Thursday, April 29, 2010

DETAILS


So, a few weeks ago, I was in a funk. Could absolutely NOT see any light at the end of this pregnancy tunnel. And I had absolutely no qualms about sharing that funk. People would ask me how I was doing, and I would easily say things such as, "Miserable." "Huge!", and "Go away before I punch you in the face." Yes. I was so pleasant to be around. And I am fairly certain that most of this negative sludge was coming from the fact that I was feeling oh-so-pregnant, looking oh-so-pregnant, and sick and tired of people feeling pity for me. There aren't a lot of great things about the third trimester, at least none that I was willing to focus on.
So as you can see, I wasn't exactly happily pregnant. I was in that stage of being so done with being pregnant, yet, you still have a good 2 and half months left. And well, I must have just been radiating my funk, cause my friend Kristin came up with this brilliant idea.
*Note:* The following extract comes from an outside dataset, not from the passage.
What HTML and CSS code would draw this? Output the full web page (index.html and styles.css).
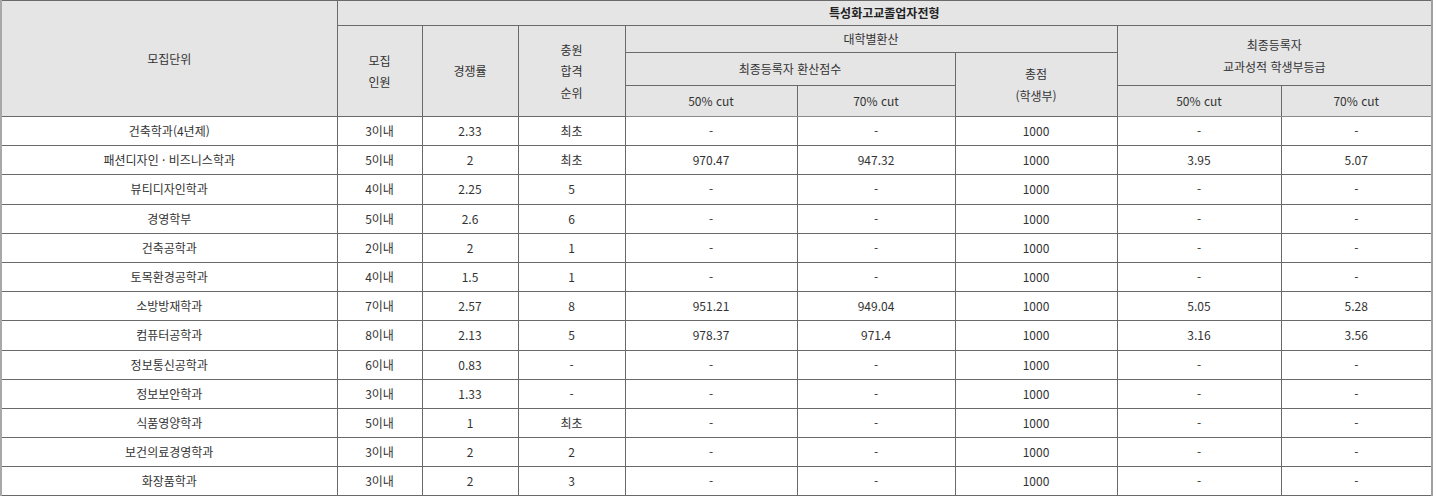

She could tell I was just done, so she decided that we would schedule all these fun things to do from now until the baby was to come and just fill up my time with other things to look forward to so that these last few months would just fly by. She decided to call it the 68 days of Amy or something like that. We were going to fill it with massages and pedicures and just fun relaxing kind of stuff. And then a week came and went with nothing being added to my calendar, and my mood getting more and more sour. Not good.
Then, a few days ago I had a complete epiphany. And frankly, it couldn't have come at a greater time. I started thinking about the best way to distract myself and stop focusing on all the things I disliked about this baby not coming sooner. Get out of my own head if you will. So, then, going off my friend Krissy's brilliant idea, about the 68 days of Amy, I decided to revamp it, and so here is what I came up with. Technically I now have 58 days left before my scheduled C-section, and what better way to make the time fly by than to get out and do a little service. Something here and there, everyday to make the time fly by. Instead of focusing on me for the next 2 months, I've decided to focus on other people. Do a little something for someone else, each day. And since I tend to be a bit of a slacker, and could see myself counting pouring my kids bowls of cereal each morning as service, I decided that the service had to be for someone outside of my immediate family. Extend myself a bit. Get out of my comfort zone. And since I'm huge and prego, and can't help people wash their windows or anything, I decided to keep my service small. In the details. Cause really, I've decided that for me, the best parts of life, are in the details. For instance: A really meaningful, heartfelt compliment. A handwritten, thoughtful thank you note. A short, quick e-mail. A short, sweet text. Taking a neighbors kids for a play date. Baking a batch of cookies for a friend. Hosting a get-together with loved ones. Something. Everyday. And so I don't forget, I'm planning them out. Putting them on my calendar. Something to look forward to every day. Get myself out of my own head, and into other people's lives. Cultivate my relationships with the people who mean the most to me, and get back into the details of life.
And then because sometimes I second guess myself, come up with a killer idea (like this one) and then a day or so later, decide the whole idea is lame and never follow through, God sent me a big old sign. A sign that this was absolutely the thing I MUST do, if I am to survive. Out of nowhere I heard a slice of a song, that I've heard and sung myself probably hundreds of time. Perhaps even thousands. But today, when I heard it, it was as if I was hearing it all over again for the first time. Solidified my need to get out of myself and into the next 58 days of life. Into the details.
"Give" Said The Little Stream
give said the little stream.
give oh give. give oh give.
give said the little stream as it hurried down the hill.
i'm small i know but wherever i go
the grass grown greener still.
singing singing all the day.
give away. oh give away.
singing singing all the day.
give oh give away.
So, if you happen to get a strange compliment, text, e-mail or thank you note in the mail from yours truly in the next two months, just know that you're helping. In ways you wouldn't even realize. Helping me get out of and beyond myself. Helping me to cultivate and create a nest of positivity, and thankfulness, and gratefulness, and love for this baby to come home to. And a mentally healthy and happy mommy to hover over that nest. So, even though I'm not small, and well actually a bit large, I can still make the grass grow greener still, and can absolutely give oh give away. And suddenly, almost in a magical sort of way, even if only slightly, I'm beginning to see a sliver of light at the end of that tunnel. Yep, just a sliver, but something is definitely there. Here's to living life in the details!

1 comment:

Brittany said...

That is such an awesome idea Amy! And thank you for that good reminder. We should all do something like that, pregnant or not! If everyone focused on some small act of service every single day, imagine how much more peaceful and happy this world would be!